Support any graph-processing platform and hardware configuration, avoiding bias toward particular execution or data models.
Expose all critical performance bottlenecks encountered in practical graph analytics: irregular memory access, degree skew, computation-communication tradeoff, and robustness against performance variability and failure.
Achieve a balance of comprehensiveness and feasible runtime, allowing standard trials (six algorithms × five graphs × three repetitions) to complete on commodity hardware within practical wall-clock bounds.
Embrace open, modular, and continuously renewable engineering, including extensibility for new algorithms, datasets, and system drivers (Iosup et al., 2020).

2. Workload Suite: Algorithms and Computational Patterns

The test suite encompasses six deterministic, full-graph kernels that have been selected both for their practical prevalence and for stressing distinct hardware and architectural properties. These are:

Breadth-First Search (BFS): Single-source distance labeling via layer-wise expansion; characterized by memory-bound, low arithmetic intensity, and highly irregular bandwidth.
PageRank (PR): Iterative fixpoint computation modeling Markovian random walks, with high communication-to-computation ratio and global synchronization requirements.
Weakly Connected Components (WCC): Iterative label propagation treating edges as undirected, driven by integer-only, bulk-synchronous operations and global convergence properties.
Community Detection via Label Propagation (CDLP): Iterative histogram-based propagation, with deterministic tie-breaking, exercising data-local communication versus fragmentation.
Local Clustering Coefficient (LCC): Per-vertex triangle counting; highly memory- and compute-bound, emphasizing cache and fine-grain parallelism.
Single-Source Shortest Paths (SSSP): Dijkstra-style computed labeling under positive weights, invoking priority scheduling and dynamic computational frontiers (Iosup et al., 2020).

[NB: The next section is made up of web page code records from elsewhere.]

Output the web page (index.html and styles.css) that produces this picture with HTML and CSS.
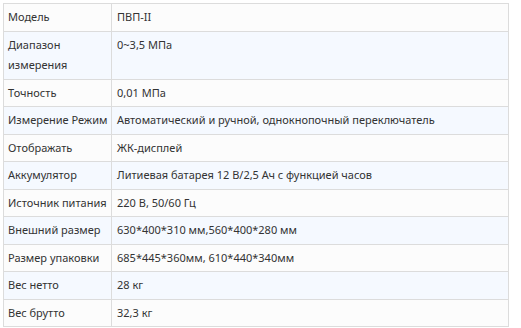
FILE: index.html
```html
<!DOCTYPE html>
<html lang="ru">
<head>
<meta charset="utf-8">
<link rel="stylesheet" href="styles.css">
</head>
<body>
<table class="spec">
  <tbody>
    <tr><td class="k">Модель</td><td class="v">ПВП-II</td></tr>
    <tr><td class="k">Диапазон<br>измерения</td><td class="v">0~3,5 МПа</td></tr>
    <tr><td class="k">Точность</td><td class="v">0,01 МПа</td></tr>
    <tr><td class="k">Измерение Режим</td><td class="v">Автоматический и ручной, однокнопочный переключатель</td></tr>
    <tr><td class="k">Отображать</td><td class="v">ЖК-дисплей</td></tr>
    <tr><td class="k">Аккумулятор</td><td class="v">Литиевая батарея 12 В/2,5 Ач с функцией часов</td></tr>
    <tr><td class="k">Источник питания</td><td class="v">220 В, 50/60 Гц</td></tr>
    <tr><td class="k">Внешний размер</td><td class="v">630*400*310 мм,560*400*280 мм</td></tr>
    <tr><td class="k">Размер упаковки</td><td class="v">685*445*360мм, 610*440*340мм</td></tr>
    <tr><td class="k">Вес нетто</td><td class="v">28 кг</td></tr>
    <tr><td class="k">Вес брутто</td><td class="v">32,3 кг</td></tr>
  </tbody>
</table>
</body>
</html>
```
FILE: styles.css
```css
html, body {
  margin: 0;
  padding: 0;
  background: #ffffff;
}
body {
  padding: 3px 0 0 3px;
  font-family: "Noto Sans", "Open Sans", sans-serif;
  font-size: 11px;
  color: #333333;
}
.spec {
  border-collapse: collapse;
  width: 506px;
  table-layout: fixed;
}
.spec td {
  border: 1px solid #dcdcdc;
  padding: 3px 4px;
  line-height: 20.5px;
  vertical-align: top;
}
.spec td.k {
  width: 101px;
  padding-right: 2px;
  white-space: nowrap;
}
.spec td.v {
  padding-left: 5px;
}
.spec tr:nth-child(odd) {
  background: #fcfcfc;
}
.spec tr:nth-child(even) {
  background: #f5f9ff;
}
```
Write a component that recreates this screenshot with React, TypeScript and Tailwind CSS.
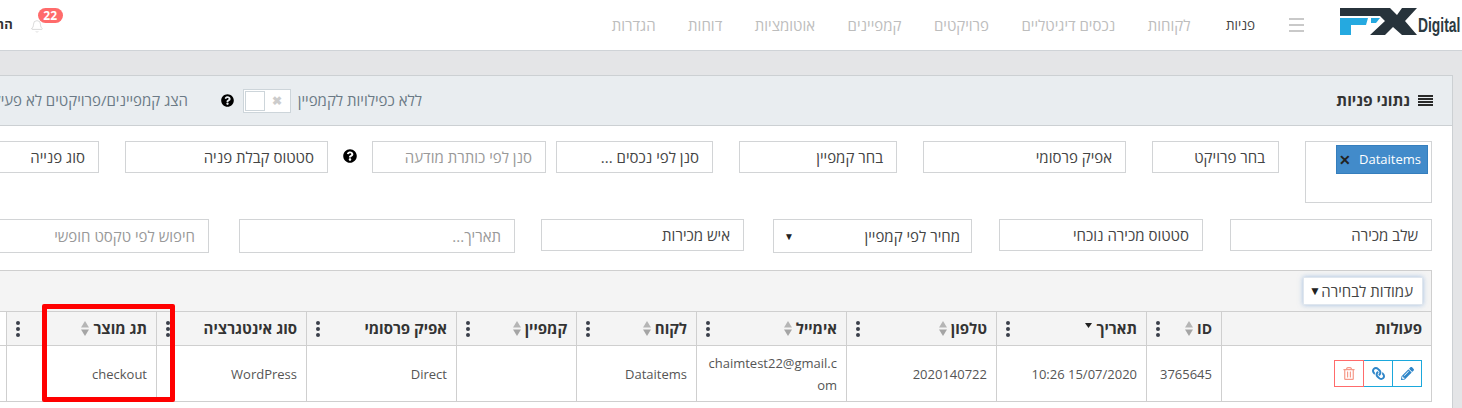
import type { ReactNode } from 'react'
import { Bell } from 'lucide-react'
import { FaLink, FaPencilAlt, FaQuestionCircle, FaRegTrashAlt } from 'react-icons/fa'

const navItems = ['לקוחות', 'נכסים דיגיטליים', 'פרויקטים', 'קמפיינים', 'אוטומציות', 'דוחות', 'הגדרות']

function Dots() {
  return (
    <span className="flex flex-col gap-[2px]">
      <span className="w-[4px] h-[4px] rounded-full bg-[#3a3f4a]"></span>
      <span className="w-[4px] h-[4px] rounded-full bg-[#3a3f4a]"></span>
      <span className="w-[4px] h-[4px] rounded-full bg-[#3a3f4a]"></span>
    </span>
  )
}

function SortArrows() {
  return (
    <svg width="8" height="15" viewBox="0 0 8 15" className="shrink-0">
      <path d="M4 0 L8 6.5 L0 6.5 Z" fill="#b5b5b5" />
      <path d="M4 15 L8 8.5 L0 8.5 Z" fill="#a5a5a5" />
    </svg>
  )
}

function Box({ text, width, gap, placeholder, height }: { text: string; width: string; gap?: string; placeholder?: boolean; height?: string }) {
  return (
    <div className={`${width} ${gap ?? ''} ${height ?? 'h-[32px]'} shrink-0 flex items-center px-[13px] border border-[#d2d4d6] text-[15px] ${placeholder ? 'text-[#999]' : 'text-[#444]'}`}>
      {text}
    </div>
  )
}

function HeadCell({ title, sort, date }: { title: string; sort?: boolean; date?: boolean }) {
  return (
    <th className="border border-[#cfcfcf] bg-[#f4f4f4] px-[9px] font-bold text-[15px] text-[#333] text-right">
      <div className="flex items-center justify-between">
        <span className="flex items-center gap-[4px]">
          {title}
          {sort && <SortArrows />}
          {date && (
            <svg width="7" height="5" viewBox="0 0 7 5" className="mb-[7px]">
              <path d="M0 0 H7 L3.5 5 Z" fill="#222" />
            </svg>
          )}
        </span>
        <Dots />
      </div>
    </th>
  )
}

function Td({ children, className }: { children?: ReactNode; className?: string }) {
  return <td className={`border border-[#cfcfcf] pr-[9px] pl-[10px] text-[13px] leading-[22px] text-[#555] text-right ${className ?? ''}`}>{children}</td>
}

export default function App() {
  return (
    <div dir="rtl" className="relative w-[1462px] h-[408px] overflow-hidden bg-[#e4e5e7] font-['Open_Sans','Noto_Sans',sans-serif]">
      {/* Top bar */}
      <header className="h-[51px] bg-white border-b border-[#cfd3d7] flex items-center w-[1600px]">
        {/* Logo */}
        <div className="w-[120px] h-[50px] shrink-0 mr-[2px] relative" dir="ltr">
          <svg width="77" height="28" viewBox="0 0 77 28" className="absolute left-0 top-[8px]">
            <path d="M0 0 H50 L57 7 L62 0 H77 L65 13 L77 27 H62 L53 19 L45 27 H30 L45 13 L40 8 H0 Z" fill="#27333b" />
            <path d="M0 10 H28 L26 17 H11 V27 H0 Z" fill="#25a9e0" />
            <path d="M31 10 H40 L36 15 H31 Z" fill="#25a9e0" />
          </svg>
          <span className="absolute left-[78px] top-[12px] origin-left scale-x-[0.66] font-['Liberation_Sans',sans-serif] font-bold text-[21px] leading-[26px] text-[#2c3a42]">Digital</span>
        </div>
        <div className="w-[15px] mr-[36px] flex flex-col gap-[4px] shrink-0">
          <span className="h-[2px] bg-[#c9c9c9]"></span>
          <span className="h-[2px] bg-[#c9c9c9]"></span>
          <span className="h-[2px] bg-[#c9c9c9]"></span>
        </div>
        <nav className="flex items-center gap-[32.5px] mr-[34px] text-[15px] text-[#bdbdbd] shrink-0">
          <span className="ml-[3px] text-[13.5px] text-[#444]">פניות</span>
          {navItems.map((item) => (
            <span key={item}>{item}</span>
          ))}
        </nav>
        <div className="relative mr-[565px] w-[20px] h-[20px] shrink-0">
          <Bell className="w-[14px] h-[15px] text-[#cfcfcf] absolute right-[3px] top-[4px]" strokeWidth={1.3} />
          <span className="absolute -top-[7px] -right-[16px] w-[25px] h-[15px] rounded-full bg-[#ff6b6b] text-white text-[12px] font-bold leading-[15px] text-center">22</span>
        </div>
        <span className="mr-[14px] text-[13px] font-bold text-[#333] shrink-0">החשבון שלי</span>
      </header>

      {/* Panel */}
      <section className="mt-[24px] mr-[9px] w-[1600px] border border-[#ccd0d3] bg-white">
        <div className="h-[50px] bg-[#e9edf0] border-b border-[#ccd0d3] flex items-center pr-[19px]">
          <svg width="15" height="11" viewBox="0 0 15 11" className="shrink-0">
            <path d="M0 0 H15 V2 H0 Z M0 3 H15 V5 H0 Z M0 6 H15 V8 H0 Z M0 9 H15 V11 H0 Z" fill="#2a2a2a" />
          </svg>
          <h2 className="mr-[8px] w-[73px] shrink-0 whitespace-nowrap text-[15.5px] font-bold text-[#333]">נתוני פניות</h2>
          <span className="mr-[915px] w-[127px] whitespace-nowrap text-[15px] text-[#6b7a86] shrink-0">ללא כפילויות לקמפיין</span>
          <div className="mr-[4px] w-[48px] h-[24px] shrink-0 border border-[#cdd5da] bg-white flex items-center" dir="ltr">
            <span className="w-[20px] h-[20px] border border-[#cdd5da] bg-white ml-[1px]"></span>
            <span className="ml-[7px] text-[12px] leading-none font-bold text-[#ccc]">✖</span>
          </div>
          <FaQuestionCircle className="mr-[9px] w-[13px] h-[13px] text-black shrink-0" />
          <span className="mr-[33px] text-[15px] text-[#6b7a86] shrink-0 whitespace-nowrap">הצג קמפיינים/פרויקטים לא פעילים</span>
        </div>

        <div className="pr-[20px] pt-[15px]">
          {/* Filters, first row */}
          <div className="flex items-start">
            <div className="w-[127px] h-[62px] shrink-0 border border-[#d2d4d6] p-[3px] pb-0">
              <div className="w-[92px] h-[29px] bg-[#428bca] border border-[#357ebd] text-white text-[13px] flex items-center gap-[8px] pr-[6px]">
                Dataitems
                <span className="text-[#222] font-bold text-[14px] leading-none">✕</span>
              </div>
            </div>
            <Box text="בחר פרויקט" width="w-[127px]" gap="mr-[26px]" />
            <Box text="אפיק פרסומי" width="w-[203px]" gap="mr-[26px]" />
            <Box text="בחר קמפיין" width="w-[158px]" gap="mr-[26px]" />
            <Box text="סנן לפי נכסים ..." width="w-[157px]" gap="mr-[26px]" />
            <Box text="סנן לפי כותרת מודעה" width="w-[174px]" gap="mr-[10px]" placeholder />
            <FaQuestionCircle className="mr-[15px] mt-[8px] w-[14px] h-[14px] text-black shrink-0" />
            <Box text="סטטוס קבלת פניה" width="w-[203px]" gap="mr-[15px]" />
            <Box text="סוג פנייה" width="w-[203px]" gap="mr-[26px]" />
          </div>

          {/* Filters, second row */}
          <div className="flex items-start mt-[16px]">
            <Box text="שלב מכירה" width="w-[202px]" />
            <Box text="סטטוס מכירה נוכחי" width="w-[204px]" gap="mr-[27px]" />
            <div className="w-[199px] h-[34px] mr-[27px] shrink-0 flex items-center justify-between px-[10px] border border-[#d2d4d6] text-[15px] text-[#444]">
              <span className="pr-[1px]">מחיר לפי קמפיין</span>
              <span className="text-[10px] text-[#222]">▼</span>
            </div>
            <Box text="איש מכירות" width="w-[203px]" gap="mr-[29px]" />
            <Box text="תאריך..." width="w-[276px]" gap="mr-[26px]" height="h-[34px]" placeholder />
            <Box text="חיפוש לפי טקסט חופשי" width="w-[276px]" gap="mr-[30px]" height="h-[34px]" placeholder />
          </div>

          {/* Table toolbar */}
          <div className="mt-[17px] h-[41px] bg-[#f4f4f4] border border-b-0 border-[#cfcfcf] flex items-center pr-[8px] w-[1525px]">
            <div className="w-[120px] h-[28px] flex items-center justify-between pr-[9px] pl-[5px] bg-white border border-[#dfe6ee] shadow-[0_0_5px_rgba(100,150,210,0.55)] text-[15px] text-[#444]">
              <span className="whitespace-nowrap">עמודות לבחירה</span>
              <span className="text-[12px] text-[#222]">▼</span>
            </div>
          </div>

          <table className="table-fixed w-[1525px] border-collapse">
            <colgroup>
              <col className="w-[210px]" />
              <col className="w-[75px]" />
              <col className="w-[150px]" />
              <col className="w-[150px]" />
              <col className="w-[150px]" />
              <col className="w-[120px]" />
              <col className="w-[120px]" />
              <col className="w-[150px]" />
              <col className="w-[150px]" />
              <col className="w-[150px]" />
              <col className="w-[100px]" />
            </colgroup>
            <thead>
              <tr className="h-[34px]">
                <th className="border border-[#cfcfcf] bg-[#f4f4f4] pr-[9px] font-bold text-[15px] text-[#333] text-right">פעולות</th>
                <th className="border border-l-0 border-[#cfcfcf] bg-[#f4f4f4] px-[9px] font-bold text-[14px] text-[#333] text-right">
                  <div className="flex items-center justify-between">
                    <span className="flex items-center gap-[4px]">ID<SortArrows /></span>
                    <Dots />
                  </div>
                </th>
                <HeadCell title="תאריך" date />
                <HeadCell title="טלפון" sort />
                <HeadCell title="אימייל" sort />
                <HeadCell title="לקוח" sort />
                <HeadCell title="קמפיין" sort />
                <HeadCell title="אפיק פרסומי" />
                <HeadCell title="סוג אינטגרציה" />
                <HeadCell title="תג מוצר" sort />
                <th className="border border-[#cfcfcf] bg-[#f4f4f4] p-0">
                  <div className="w-[22px] h-[33px] bg-white flex items-center justify-center">
                    <Dots />
                  </div>
                </th>
              </tr>
            </thead>
            <tbody>
              <tr className="h-[56px]">
                <Td>
                  <div className="flex">
                    <span className="w-[30px] h-[27px] border border-[#1ba8dc] flex items-center justify-center">
                      <FaPencilAlt className="w-[13px] h-[13px] text-[#2f86c9]" />
                    </span>
                    <span className="w-[30px] h-[27px] border border-[#1ba8dc] -mr-px flex items-center justify-center">
                      <FaLink className="w-[13px] h-[13px] text-[#2f86c9] -scale-x-100" />
                    </span>
                    <span className="w-[30px] h-[27px] border border-[#ff6b6b] -mr-px flex items-center justify-center">
                      <FaRegTrashAlt className="w-[12px] h-[13px] text-[#f59a8a]" />
                    </span>
                  </div>
                </Td>
                <Td className="border-l-0">3765645</Td>
                <Td><span dir="ltr">10:26 15/07/2020</span></Td>
                <Td>2020140722</Td>
                <Td className="break-all">chaimtest22@gmail.com</Td>
                <Td>Dataitems</Td>
                <Td></Td>
                <Td>Direct</Td>
                <Td>WordPress</Td>
                <Td>checkout</Td>
                <Td></Td>
              </tr>
            </tbody>
          </table>
          <div className="h-[20px]"></div>
        </div>
      </section>

      {/* Red highlight drawn over the table */}
      <div className="absolute left-[42px] top-[304px] w-[133px] h-[98px] border-[5px] border-[#ff0000] rounded-[2px]"></div>
    </div>
  )
}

The mathematical formalizations appear verbatim in the specification (e.g., the PageRank update formula), ensuring unambiguous workload semantics.

3. Datasets: Real-World Graphs and Synthetic Generators

Graphalytics mandates a pluralistic dataset roster comprising real-world graphs and carefully parameterized synthetic generators:

Real-World Graphs: Representative datasets span knowledge graphs (e.g., wiki-talk, cit-patents), social networks (com-friendster, twitter_mpi), and domain-specific graphs (dota-league, kgs), with vertices ranging from 61K to over 65M and edges up to 1.97B.
Synthetic Generators:
- Graph500 (RMAT): Power-law degree distribution, tunable scale (e.g., $n=2^{22\dots 30}$ ), emphasizing high-degree skew.
- LDBC Datagen (“social network” model): Parameterized by scale and clustering, generating realistic structural motifs and distributions.

All datasets are formatted via the EVLP standard, supporting streamlined ingestion and validation (Iosup et al., 2020).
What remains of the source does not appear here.